> PROBLEM:
Note each line where "size" appears, and copy it.

────────────────────────────────────────

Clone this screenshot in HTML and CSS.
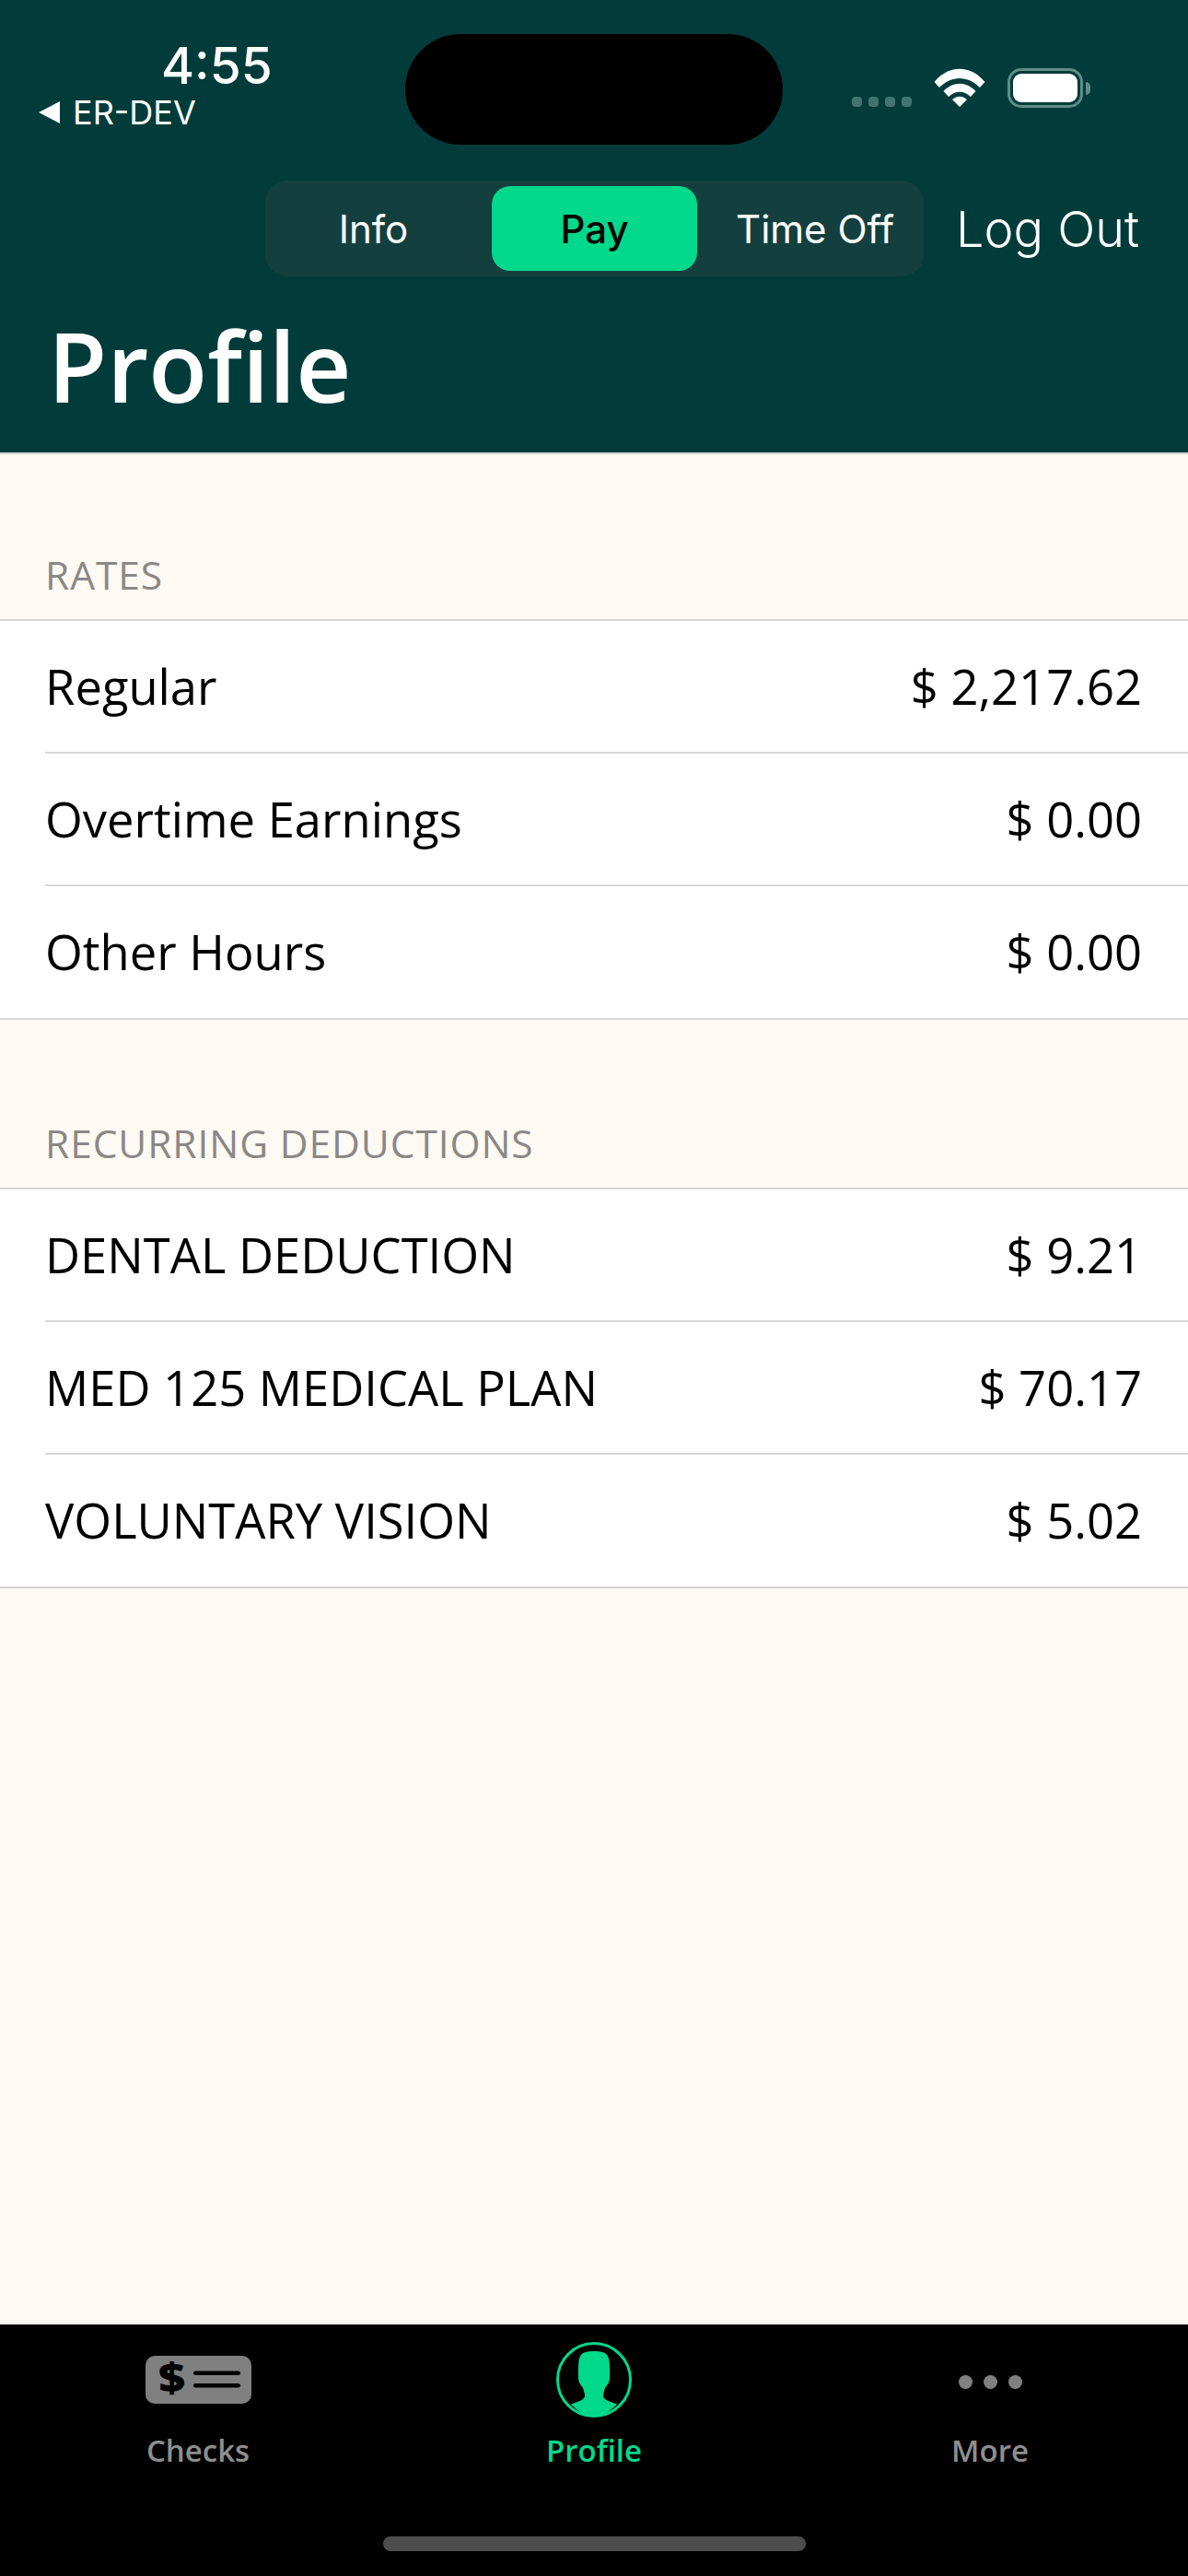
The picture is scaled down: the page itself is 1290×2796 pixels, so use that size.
FILE: index.html
```html
<!DOCTYPE html>
<html lang="en">
<head>
  <meta charset="UTF-8" />
  <meta name="viewport" content="width=device-width, initial-scale=1.0"/>
  <title>Profile</title>
  <link rel="stylesheet" href="styles.css">
</head>
<body>

  <!-- Header -->
  <header class="header">
    <div class="status-bar">
      <div class="status-left">
        <div class="time">4:55</div>
        <div class="back-app"><span class="back-arrow"></span>ER-DEV</div>
      </div>
      <div class="island"></div>
      <div class="status-right">
        <div class="signal"><span></span><span></span><span></span><span></span></div>
        <svg class="wifi" viewBox="0 0 56 42">
          <path d="M0.5 15 C16 -4 40 -4 55.5 15 L50 21 C37 7.5 19 7.5 6 21 Z" fill="#fff"/>
          <path d="M10.5 25 C21 14 35 14 45.5 25 L40 31 C32.5 24 23.5 24 16 31 Z" fill="#fff"/>
          <path d="M20 34 C25 29.5 31 29.5 36 34 L28 42 Z" fill="#fff"/>
        </svg>
        <div class="battery"><div class="battery-fill"></div></div>
        <div class="battery-tip"></div>
      </div>
    </div>

    <div class="top-actions">
      <div class="segments">
        <div class="segment">Info</div>
        <div class="segment active">Pay</div>
        <div class="segment">Time Off</div>
      </div>
      <div class="logout">Log Out</div>
    </div>

    <h1 class="title">Profile</h1>
  </header>

  <!-- Content -->
  <main class="content">
    <section class="group">
      <h2 class="group-title">RATES</h2>
      <div class="list">
        <div class="row"><span>Regular</span><span>$ 2,217.62</span></div>
        <div class="row"><span>Overtime Earnings</span><span>$ 0.00</span></div>
        <div class="row"><span>Other Hours</span><span>$ 0.00</span></div>
      </div>
    </section>

    <section class="group">
      <h2 class="group-title">RECURRING DEDUCTIONS</h2>
      <div class="list">
        <div class="row"><span>DENTAL DEDUCTION</span><span>$ 9.21</span></div>
        <div class="row"><span>MED 125 MEDICAL PLAN</span><span>$ 70.17</span></div>
        <div class="row"><span>VOLUNTARY VISION</span><span>$ 5.02</span></div>
      </div>
    </section>
  </main>

  <!-- Tab bar -->
  <nav class="tabbar">
    <div class="tabs">
      <div class="tab">
        <div class="tab-icon">
          <svg width="115" height="52" viewBox="0 0 115 52">
            <rect width="115" height="52" rx="10" fill="#808080"/>
            <text transform="translate(28.5 40) scale(1.15 1)" class="check-dollar">$</text>
            <rect x="52" y="16.5" width="51" height="4.5" rx="2.2" fill="#000"/>
            <rect x="52" y="30" width="51" height="4.5" rx="2.2" fill="#000"/>
          </svg>
        </div>
        <div class="tab-label">Checks</div>
      </div>
      <div class="tab active">
        <div class="tab-icon">
          <svg width="86" height="86" viewBox="0 0 86 86">
            <circle cx="43" cy="43" r="39.5" fill="#000" stroke="#00d98b" stroke-width="3"/>
            <path d="M43 12 C50 12 55 13 57 16 C59.5 19 60 24 60 30 C60 36 60 38 60 41 C60 46 57 49 55 52 C54 55 53 58 53 60 C53 64 57 66 68 69.5 C60 78 52 82.5 43 82.5 C34 82.5 26 78 18 69.5 C29 66 33 64 33 60 C33 58 32 55 31 52 C29 49 26 46 26 41 C26 38 26 36 26 30 C26 24 26.5 19 29 16 C31 13 36 12 43 12 Z" fill="#00d98b"/>
          </svg>
        </div>
        <div class="tab-label">Profile</div>
      </div>
      <div class="tab">
        <div class="tab-icon">
          <div class="dots"><span></span><span></span><span></span></div>
        </div>
        <div class="tab-label">More</div>
      </div>
    </div>
    <div class="home-bar"></div>
  </nav>

</body>
</html>
```

FILE: styles.css
```css
* {
  margin: 0;
  padding: 0;
  box-sizing: border-box;
}

body {
  display: flex;
  flex-direction: column;
  width: 1290px;
  height: 2796px;
  background-color: #fff9f3;
  font-family: 'Open Sans', sans-serif;
  color: #000;
}

/* Header */
.header {
  height: 493px;
  background-color: #023c3a;
  border-bottom: 2px solid #c9d3d2;
  color: #fff;
}

.status-bar {
  position: relative;
  height: 196px;
  font-family: Inter, sans-serif;
}

.status-left {
  position: absolute;
  top: 41px;
  left: 42px;
}

.time {
  margin-left: 133px;
  font-size: 55px;
  line-height: 61px;
  font-weight: 500;
}

.back-app {
  display: flex;
  align-items: center;
  font-size: 36px;
  line-height: 40px;
}

.back-arrow {
  width: 0;
  height: 0;
  margin-right: 14px;
  border-top: 12px solid transparent;
  border-bottom: 12px solid transparent;
  border-right: 23px solid #fff;
}

.island {
  position: absolute;
  top: 37px;
  left: 440px;
  width: 410px;
  height: 120px;
  border-radius: 60px;
  background-color: #000;
}

.status-right {
  position: absolute;
  top: 74px;
  left: 925px;
  display: flex;
  align-items: flex-start;
}

.signal {
  display: flex;
  gap: 7px;
  margin-top: 31px;
}

.signal span {
  width: 11px;
  height: 11px;
  border-radius: 4px;
  background-color: #437370;
}

.wifi {
  width: 56px;
  height: 42px;
  margin-left: 24px;
}

.battery {
  width: 82px;
  height: 43px;
  margin-left: 24px;
  padding: 3px;
  border: 3px solid #5f8d8a;
  border-radius: 15px;
}

.battery-fill {
  height: 100%;
  border-radius: 9px;
  background-color: #fff;
}

.battery-tip {
  width: 5px;
  height: 14px;
  margin: 15px 0 0 3px;
  border-radius: 0 5px 5px 0;
  background-color: #5f8d8a;
}

.top-actions {
  display: flex;
  align-items: center;
  height: 104px;
  padding-left: 288px;
  font-family: Inter, sans-serif;
}

.segments {
  display: flex;
  width: 715px;
  height: 104px;
  padding: 6px 0;
  border-radius: 24px;
  background-color: #143f3f;
  font-size: 42px;
}

.segment {
  display: flex;
  align-items: center;
  justify-content: center;
  flex: 1;
  padding-left: 10px;
  border-radius: 20px;
}

.segment:first-child {
  flex: none;
  width: 246px;
  padding: 0 11px 0 0;
}

.segment.active {
  flex: none;
  width: 223px;
  padding: 0;
  background-color: #00d98b;
  color: #000;
  font-weight: 500;
}

.logout {
  margin-left: 35px;
  font-size: 54px;
  font-weight: 300;
}

.title {
  margin: 32px 0 0 52px;
  font-size: 104.5px;
  line-height: 130px;
  font-weight: 600;
}

/* Lists */
.content {
  flex: 1;
}

.group-title {
  height: 182px;
  padding: 106px 49px 0;
  font-size: 42.5px;
  line-height: 56px;
  font-weight: 400;
  letter-spacing: 0.9px;
  color: #8a8886;
}

.group:first-child .group-title {
  height: 179px;
  padding-top: 103px;
}

.list {
  border-top: 2px solid #d5d5d3;
  border-bottom: 2px solid #d5d5d3;
  background-color: #fff;
}

.row {
  display: flex;
  justify-content: space-between;
  align-items: center;
  height: 144px;
  margin-left: 49px;
  padding: 0 50px 2px 0;
  border-bottom: 2px solid #d8d8d8;
  font-size: 52.5px;
}

.row:last-child {
  height: 143px;
  border-bottom: none;
}

/* Tab bar */
.tabbar {
  height: 273px;
  background-color: #000;
  color: #8e8e8e;
  font-size: 33px;
  font-weight: 600;
}

.tabs {
  display: grid;
  grid-template-columns: repeat(3, 1fr);
  height: 230px;
}

.tab {
  display: flex;
  flex-direction: column;
  align-items: center;
}

.tab.active {
  color: #00d98b;
}

.tab-icon {
  display: flex;
  align-items: center;
  justify-content: center;
  height: 86px;
  margin-top: 17px;
}

.tab-label {
  margin-top: 11px;
  line-height: 46px;
}

.check-dollar {
  font-family: 'Open Sans', sans-serif;
  font-size: 44px;
  font-weight: 800;
  text-anchor: middle;
  fill: #000;
}

.dots {
  display: flex;
  gap: 12px;
  margin-top: 4px;
}

.dots span {
  width: 15px;
  height: 15px;
  border-radius: 50%;
  background-color: #808080;
}

.home-bar {
  width: 459px;
  height: 16px;
  margin: 0 auto;
  border-radius: 8px;
  background-color: #4d4d4d;
}
```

────────────────────────────────────────

> THE COMPLETED TASK:
The picture is scaled down: the page itself is 1290×2796 pixels, so use that size.
  font-size: 55px;
  font-size: 36px;
  font-size: 42px;
  font-size: 54px;
  font-size: 104.5px;
  font-size: 42.5px;
  font-size: 52.5px;
  font-size: 33px;
  font-size: 44px;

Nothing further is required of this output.